(Rows from a dataset of pages and code)
☆ ☆ ☆

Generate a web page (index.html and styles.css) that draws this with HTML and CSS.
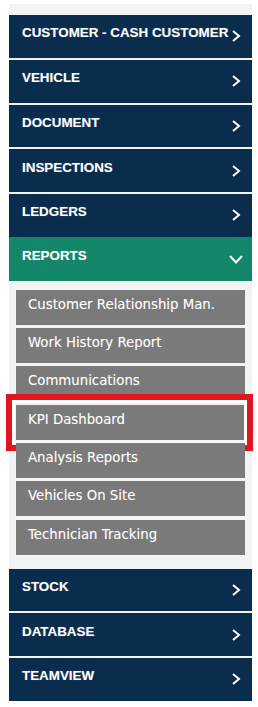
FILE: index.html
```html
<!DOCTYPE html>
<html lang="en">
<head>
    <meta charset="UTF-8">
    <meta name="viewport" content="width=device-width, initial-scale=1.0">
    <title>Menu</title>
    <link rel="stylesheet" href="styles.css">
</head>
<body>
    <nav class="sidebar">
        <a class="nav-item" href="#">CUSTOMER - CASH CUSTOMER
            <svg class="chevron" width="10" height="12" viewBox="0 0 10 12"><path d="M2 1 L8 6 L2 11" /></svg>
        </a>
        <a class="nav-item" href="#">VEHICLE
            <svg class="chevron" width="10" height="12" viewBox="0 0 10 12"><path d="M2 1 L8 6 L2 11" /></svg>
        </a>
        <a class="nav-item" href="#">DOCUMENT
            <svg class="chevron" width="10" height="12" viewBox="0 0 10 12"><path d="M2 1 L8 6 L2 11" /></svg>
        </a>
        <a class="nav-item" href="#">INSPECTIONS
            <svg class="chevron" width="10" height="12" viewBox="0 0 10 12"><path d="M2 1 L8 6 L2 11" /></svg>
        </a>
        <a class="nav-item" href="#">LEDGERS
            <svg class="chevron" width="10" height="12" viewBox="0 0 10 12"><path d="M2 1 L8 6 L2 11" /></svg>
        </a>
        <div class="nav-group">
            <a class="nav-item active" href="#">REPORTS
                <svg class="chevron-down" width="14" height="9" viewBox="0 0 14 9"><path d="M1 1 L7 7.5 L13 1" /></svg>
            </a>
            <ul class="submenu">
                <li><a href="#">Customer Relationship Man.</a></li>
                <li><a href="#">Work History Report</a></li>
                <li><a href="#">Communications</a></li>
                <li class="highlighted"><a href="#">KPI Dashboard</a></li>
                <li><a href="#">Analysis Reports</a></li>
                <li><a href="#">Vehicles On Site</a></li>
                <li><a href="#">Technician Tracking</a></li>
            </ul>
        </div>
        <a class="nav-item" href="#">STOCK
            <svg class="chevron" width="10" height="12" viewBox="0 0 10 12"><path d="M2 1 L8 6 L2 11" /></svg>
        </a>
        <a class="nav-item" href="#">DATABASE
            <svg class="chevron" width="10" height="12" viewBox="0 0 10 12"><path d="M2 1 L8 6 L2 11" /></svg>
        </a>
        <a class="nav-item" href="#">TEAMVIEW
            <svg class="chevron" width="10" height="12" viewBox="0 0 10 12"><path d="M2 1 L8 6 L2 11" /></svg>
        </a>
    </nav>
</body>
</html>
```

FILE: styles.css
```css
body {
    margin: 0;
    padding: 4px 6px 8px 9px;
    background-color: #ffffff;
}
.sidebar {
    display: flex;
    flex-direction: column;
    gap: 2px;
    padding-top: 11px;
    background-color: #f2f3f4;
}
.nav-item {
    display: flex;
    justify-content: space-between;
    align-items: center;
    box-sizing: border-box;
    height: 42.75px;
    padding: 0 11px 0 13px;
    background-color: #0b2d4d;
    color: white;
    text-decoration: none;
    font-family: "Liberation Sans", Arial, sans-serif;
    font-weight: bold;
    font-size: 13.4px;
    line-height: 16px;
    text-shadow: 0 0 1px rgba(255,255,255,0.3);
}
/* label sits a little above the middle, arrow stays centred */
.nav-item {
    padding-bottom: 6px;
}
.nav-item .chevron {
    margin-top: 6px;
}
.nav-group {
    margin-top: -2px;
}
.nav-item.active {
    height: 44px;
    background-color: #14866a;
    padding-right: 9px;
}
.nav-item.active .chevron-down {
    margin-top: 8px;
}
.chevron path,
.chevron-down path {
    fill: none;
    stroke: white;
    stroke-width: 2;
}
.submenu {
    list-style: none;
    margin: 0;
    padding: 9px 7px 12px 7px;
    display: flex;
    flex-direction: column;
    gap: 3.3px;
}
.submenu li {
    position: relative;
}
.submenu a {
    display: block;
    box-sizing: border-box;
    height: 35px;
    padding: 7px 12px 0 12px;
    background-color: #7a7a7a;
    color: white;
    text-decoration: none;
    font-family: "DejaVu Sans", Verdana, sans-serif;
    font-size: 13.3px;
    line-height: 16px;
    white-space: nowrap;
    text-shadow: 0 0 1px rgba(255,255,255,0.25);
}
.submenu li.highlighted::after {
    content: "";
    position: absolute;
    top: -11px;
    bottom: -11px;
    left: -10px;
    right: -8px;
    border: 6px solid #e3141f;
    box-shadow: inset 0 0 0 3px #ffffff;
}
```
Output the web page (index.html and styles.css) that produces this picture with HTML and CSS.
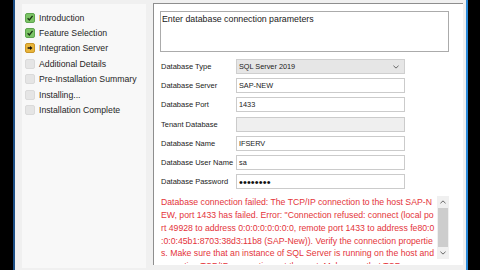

☆ ☆ ☆

Pictures don't belong in the copy. Restate all the entries exactly.

Generate a web page (index.html and styles.css) that draws this with HTML and CSS.
FILE: index.html
```html
<!DOCTYPE html>
<html lang="en">
<head>
    <meta charset="UTF-8">
    <meta name="viewport" content="width=device-width, initial-scale=1.0">
    <title>Menu</title>
    <link rel="stylesheet" href="styles.css">
</head>
<body>
    <nav class="sidebar">
        <a class="nav-item" href="#">CUSTOMER - CASH CUSTOMER
            <svg class="chevron" width="10" height="12" viewBox="0 0 10 12"><path d="M2 1 L8 6 L2 11" /></svg>
        </a>
        <a class="nav-item" href="#">VEHICLE
            <svg class="chevron" width="10" height="12" viewBox="0 0 10 12"><path d="M2 1 L8 6 L2 11" /></svg>
        </a>
        <a class="nav-item" href="#">DOCUMENT
            <svg class="chevron" width="10" height="12" viewBox="0 0 10 12"><path d="M2 1 L8 6 L2 11" /></svg>
        </a>
        <a class="nav-item" href="#">INSPECTIONS
            <svg class="chevron" width="10" height="12" viewBox="0 0 10 12"><path d="M2 1 L8 6 L2 11" /></svg>
        </a>
        <a class="nav-item" href="#">LEDGERS
            <svg class="chevron" width="10" height="12" viewBox="0 0 10 12"><path d="M2 1 L8 6 L2 11" /></svg>
        </a>
        <div class="nav-group">
            <a class="nav-item active" href="#">REPORTS
                <svg class="chevron-down" width="14" height="9" viewBox="0 0 14 9"><path d="M1 1 L7 7.5 L13 1" /></svg>
            </a>
            <ul class="submenu">
                <li><a href="#">Customer Relationship Man.</a></li>
                <li><a href="#">Work History Report</a></li>
                <li><a href="#">Communications</a></li>
                <li class="highlighted"><a href="#">KPI Dashboard</a></li>
                <li><a href="#">Analysis Reports</a></li>
                <li><a href="#">Vehicles On Site</a></li>
                <li><a href="#">Technician Tracking</a></li>
            </ul>
        </div>
        <a class="nav-item" href="#">STOCK
            <svg class="chevron" width="10" height="12" viewBox="0 0 10 12"><path d="M2 1 L8 6 L2 11" /></svg>
        </a>
        <a class="nav-item" href="#">DATABASE
            <svg class="chevron" width="10" height="12" viewBox="0 0 10 12"><path d="M2 1 L8 6 L2 11" /></svg>
        </a>
        <a class="nav-item" href="#">TEAMVIEW
            <svg class="chevron" width="10" height="12" viewBox="0 0 10 12"><path d="M2 1 L8 6 L2 11" /></svg>
        </a>
    </nav>
</body>
</html>
```

FILE: styles.css
```css
body {
    margin: 0;
    padding: 4px 6px 8px 9px;
    background-color: #ffffff;
}
.sidebar {
    display: flex;
    flex-direction: column;
    gap: 2px;
    padding-top: 11px;
    background-color: #f2f3f4;
}
.nav-item {
    display: flex;
    justify-content: space-between;
    align-items: center;
    box-sizing: border-box;
    height: 42.75px;
    padding: 0 11px 0 13px;
    background-color: #0b2d4d;
    color: white;
    text-decoration: none;
    font-family: "Liberation Sans", Arial, sans-serif;
    font-weight: bold;
    font-size: 13.4px;
    line-height: 16px;
    text-shadow: 0 0 1px rgba(255,255,255,0.3);
}
/* label sits a little above the middle, arrow stays centred */
.nav-item {
    padding-bottom: 6px;
}
.nav-item .chevron {
    margin-top: 6px;
}
.nav-group {
    margin-top: -2px;
}
.nav-item.active {
    height: 44px;
    background-color: #14866a;
    padding-right: 9px;
}
.nav-item.active .chevron-down {
    margin-top: 8px;
}
.chevron path,
.chevron-down path {
    fill: none;
    stroke: white;
    stroke-width: 2;
}
.submenu {
    list-style: none;
    margin: 0;
    padding: 9px 7px 12px 7px;
    display: flex;
    flex-direction: column;
    gap: 3.3px;
}
.submenu li {
    position: relative;
}
.submenu a {
    display: block;
    box-sizing: border-box;
    height: 35px;
    padding: 7px 12px 0 12px;
    background-color: #7a7a7a;
    color: white;
    text-decoration: none;
    font-family: "DejaVu Sans", Verdana, sans-serif;
    font-size: 13.3px;
    line-height: 16px;
    white-space: nowrap;
    text-shadow: 0 0 1px rgba(255,255,255,0.25);
}
.submenu li.highlighted::after {
    content: "";
    position: absolute;
    top: -11px;
    bottom: -11px;
    left: -10px;
    right: -8px;
    border: 6px solid #e3141f;
    box-shadow: inset 0 0 0 3px #ffffff;
}
```
Output the web page (index.html and styles.css) that produces this picture with HTML and CSS.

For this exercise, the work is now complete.